The thing is Tesla is a luxury car for rich people - upper middle class and above. This means you only need a limited number of show rooms - where most rich people live - and rich people are also pretty mobile, so they can come to you. Scaling the same for car with more broad appeal may be hard to manage for the company, and there's no incentive for the third party to do it if they can't sell. Honda sells 4x more cars than Tesla in the US, Toyota - 7-8x. Can this still be managed by showroom-only? I have my doubts.

The state I live in has 1 (one) Tesla shop. For the whole state. Do you think the other car makers would be able to work with one showroom per state?

I’m guessing EV sale in your state is minuscule compared to ICEs? Why do Tesla need more than one showroom if that one can handle all the sales in the state?

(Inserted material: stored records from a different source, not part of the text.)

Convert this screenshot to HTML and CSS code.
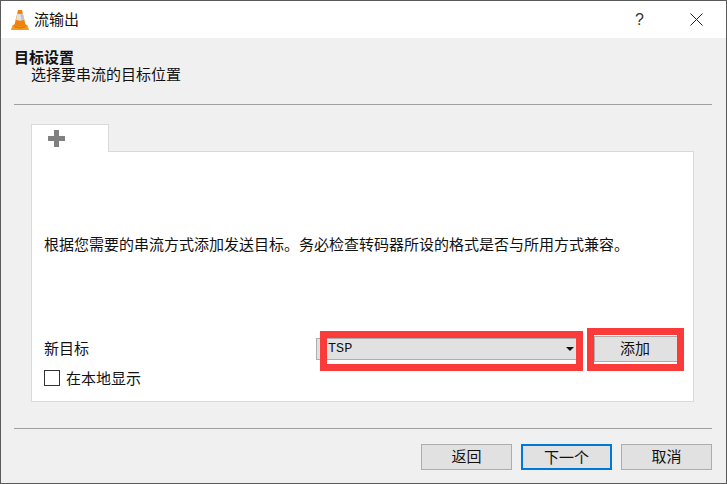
FILE: index.html
```html
<!DOCTYPE html>
<html lang="zh-CN">
<head>
    <meta charset="UTF-8">
    <title>流输出</title>
    <link rel="stylesheet" href="styles.css">
</head>
<body>
    <div class="window">
        <div class="titlebar">
            <svg class="cone" width="18" height="20" viewBox="0 0 18 20">
                <path d="M0 20 L1.5 15.5 L4 14 L14 14 L16.5 15.5 L18 20 Z" fill="#f59a1e"/>
                <path d="M3 14.5 C6 17.5 12 17.5 15 14.5 L15.5 16.5 C12 19 6 19 2.5 16.5 Z" fill="#e87a08"/>
                <path d="M7 0 L11 0 L14.5 14.5 C11.5 16.5 6.5 16.5 3.5 14.5 Z" fill="#f0820e"/>
                <path d="M6.3 3.5 C7.5 4.2 10.5 4.2 11.7 3.5 L13 9.5 C11 11 7 11 5 9.5 Z" fill="#e2e2e2"/>
                <path d="M9 3.8 L11.7 3.5 L13 9.5 L10.5 10.4 Z" fill="#c4c4c4"/>
            </svg>
            <span class="title">流输出</span>
            <span class="help">?</span>
            <svg class="close" width="13" height="13" viewBox="0 0 13 13">
                <path d="M0.5 0.5 L12.5 12.5 M12.5 0.5 L0.5 12.5" stroke="#222" stroke-width="1" fill="none"/>
            </svg>
        </div>
        <div class="content">
            <div class="heading">目标设置</div>
            <div class="subheading">选择要串流的目标位置</div>
            <div class="rule rule-top"></div>
            <div class="tab"><span class="plus"></span></div>
            <div class="pane">
                <p class="hint">根据您需要的串流方式添加发送目标。务必检查转码器所设的格式是否与所用方式兼容。</p>
                <div class="target-row">
                    <span class="target-label">新目标</span>
                    <div class="combo">
                        <span class="combo-value">TSP</span>
                        <span class="combo-arrow"></span>
                        <span class="mark mark-combo"></span>
                    </div>
                    <div class="add-wrap">
                        <button class="btn add">添加</button>
                        <span class="mark mark-add"></span>
                    </div>
                </div>
                <label class="local"><span class="check"></span>在本地显示</label>
            </div>
            <div class="rule rule-bottom"></div>
            <div class="actions">
                <button class="btn">返回</button>
                <button class="btn primary">下一个</button>
                <button class="btn">取消</button>
            </div>
        </div>
    </div>
</body>
</html>
```

FILE: styles.css
```css
* {
    box-sizing: border-box;
}
html, body {
    margin: 0;
    height: 100%;
    overflow: hidden;
}
body {
    font-family: "Noto Sans CJK SC", sans-serif;
    font-size: 15px;
    color: #111;
    background-color: #f0f0f0;
}
.window {
    height: 484px;
    border: 1px solid #5a5a5a;
    display: flex;
    flex-direction: column;
}
.titlebar {
    height: 37px;
    background-color: #fff;
    display: flex;
    align-items: center;
    padding-left: 10px;
    flex-shrink: 0;
}
.cone {
    margin-right: 5px;
}
.title {
    line-height: 20px;
    padding-bottom: 1px;
    flex-grow: 1;
}
.help {
    font-family: "Liberation Sans", sans-serif;
    font-size: 16px;
    color: #333;
    width: 20px;
    margin-right: 35px;
}
.close {
    margin-right: 23px;
}
.content {
    flex-grow: 1;
    padding: 10px 14px 0 13px;
}
.heading {
    font-weight: bold;
    line-height: 17px;
}
.subheading {
    line-height: 17px;
    margin-left: 17px;
}
.rule {
    height: 1px;
    background-color: #a0a0a0;
}
.rule-top {
    margin-top: 22px;
}
.tab {
    width: 78px;
    height: 28px;
    margin: 19px 0 -1px 17px;
    background-color: #fff;
    border: 1px solid #d9d9d9;
    border-bottom: none;
    position: relative;
    z-index: 1;
    padding: 5px 0 0 16px;
}
.plus {
    display: block;
    width: 17px;
    height: 17px;
    background:
        linear-gradient(#808080, #808080) center / 17px 5px no-repeat,
        linear-gradient(#808080, #808080) center / 5px 17px no-repeat;
}
.pane {
    height: 251px;
    margin: 0 18px 0 17px;
    background-color: #fff;
    border: 1px solid #d9d9d9;
    padding: 0 12px;
}
.hint {
    margin: 82px 0 0;
    line-height: 20px;
    white-space: nowrap;
}
.target-row {
    display: flex;
    align-items: center;
    margin-top: 82px;
    height: 26px;
}
.target-label {
    width: 272px;
    line-height: 20px;
    padding-bottom: 3px;
}
.combo {
    width: 264px;
    height: 22px;
    background-color: #e1e1e1;
    border: 1px solid #adadad;
    position: relative;
    display: flex;
    align-items: center;
    padding: 0 5px 1px 11px;
}
.combo-value {
    font-family: "Liberation Mono", monospace;
    font-size: 13.5px;
    flex-grow: 1;
}
.combo-arrow {
    border-left: 4px solid transparent;
    border-right: 4px solid transparent;
    border-top: 4px solid #111;
}
.add-wrap {
    position: relative;
    margin-left: 14px;
}
.btn {
    width: 91px;
    height: 26px;
    padding: 0 0 3px;
    font-family: inherit;
    font-size: 15px;
    color: #111;
    background-color: #e1e1e1;
    border: 1px solid #adadad;
    border-radius: 0;
}
.add {
    display: block;
    width: 84px;
    padding-right: 2px;
}
.mark {
    position: absolute;
    border: 7px solid #fb3a3a;
    pointer-events: none;
}
.mark-combo {
    left: 3px;
    top: -8px;
    width: 263px;
    height: 40px;
}
.mark-add {
    left: -7px;
    top: -8px;
    width: 97px;
    height: 43px;
}
.local {
    display: flex;
    align-items: center;
    margin-top: 6px;
    line-height: 20px;
}
.check {
    width: 16px;
    height: 16px;
    border: 1px solid #333;
    background-color: #fff;
    margin-right: 6px;
}
.rule-bottom {
    margin-top: 26px;
}
.actions {
    display: flex;
    justify-content: flex-end;
    gap: 9px;
    margin-top: 15px;
}
.primary {
    border: 2px solid #0078d7;
}
```
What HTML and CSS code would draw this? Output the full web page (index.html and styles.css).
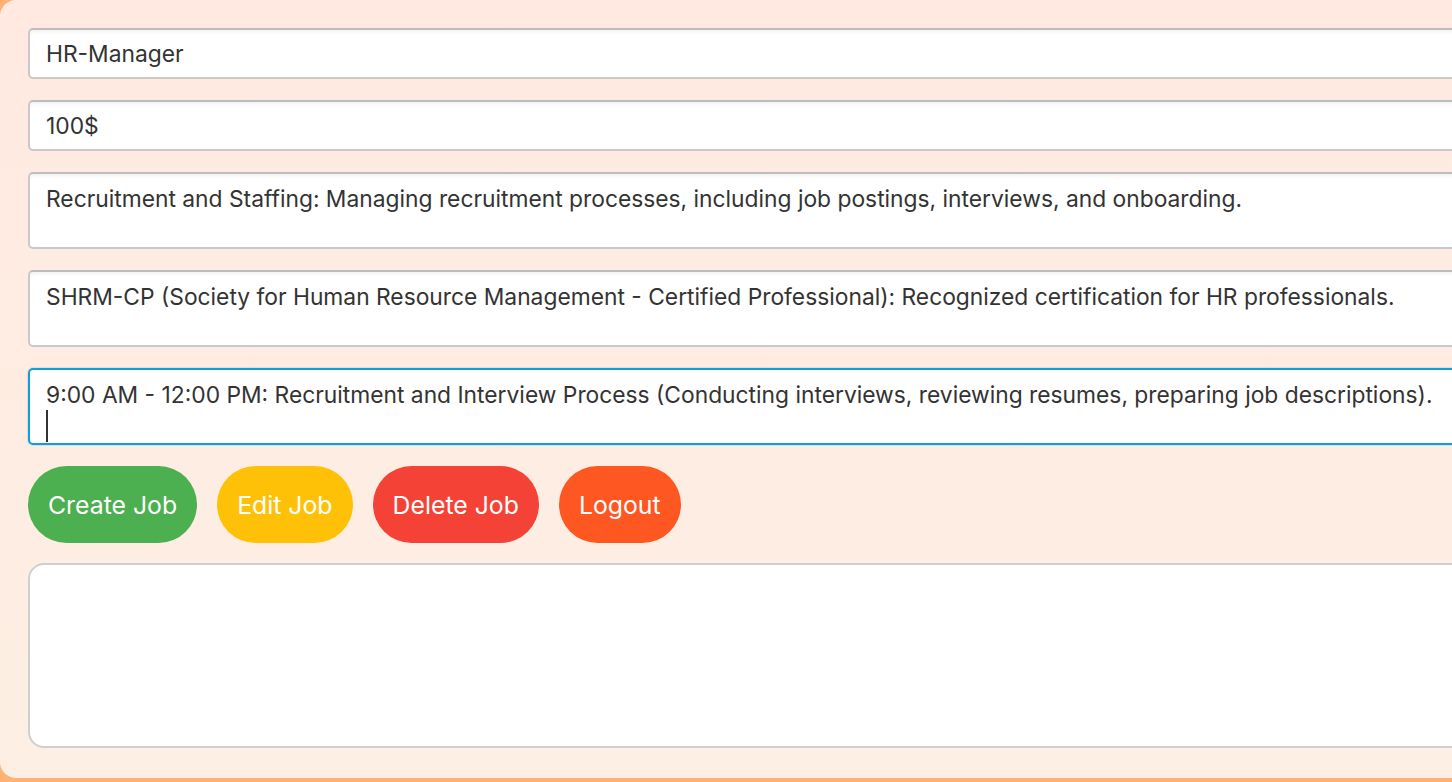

Or maybe there are Tesla showrooms in adjacent states that are frequented by consumers from your state?

Also, not all Tesla sales happened after consumers visited their showrooms. Tesla itself planned to close most of their showrooms at some point [0], only to reverse it later. I’m sure they were confident their sales wouldn’t tank when making such decision. One dealer per state may be too few for Ford, how about five? or ten? Do you think Ford can’t afford five or ten showrooms?

[0] - https://www.theverge.com/2019/2/28/18245296/tesla-stores-clo...

Tesla doesn't need more showrooms. But somebody like Honda or Toyota couldn't do with the same one-showroom-per-state model. That's why I have three Honda dealerships and three Toyota dealerships within 30 minutes drive of me.

> Tesla itself planned to close (all) their showrooms at some point,

Maybe for Tesla it could work. For Toyota - they'd be insane to do something like that.

> Do you think Ford can’t afford five or ten showrooms?

They could afford, but that would cost them. And it probably won't be very efficient. For Tesla, whose buyers have little concern for price, and whose meme value is obvious, it may work. For Ford, which very much competes on price and utility with about a dozen other makers, I don't think such a move would be survivable. They could sell one special model this way, maybe, but making whole business - I'll believe it when I see it, done not for a niche rich people's car but by some mass-market vendor.

The Ford electric pickup costs more than a Model 3 Tesla.
You don't even need showrooms to give test drives -- there are companies out there which will drop off a car to your house to do a test drive.

Tesla mostly does test drives out of showrooms, but there is this:

> Tesla occasionally hosts test drive events for those who don’t live near a showroom. You can check out our events page to find regional test drive tours near you.

at the end of the day it allows for more people to have jobs and participate in the economy.

It's not like selling a car is a super specialized skill. We're also at very low unemployment. The people who were selling cars can switch jobs. People switch jobs all the time. Losing a job generally doesn't prevent someone from participating in the economy.

Mechanics can open their own shop or work at a Pep Boys. Likewise, the underwriters can work elsewhere, probably even remotely.

At some point we, technologists, are going to remove everyone’s job from them and we’ll act surprised societal uprisings happen because there’s no jobs available to the average Joe.

This is a problem of late stage capitalism, not technologists or automation per se. A job is only mostly a requirement to have your needs met because our society says it is. It doesn't have to be that way.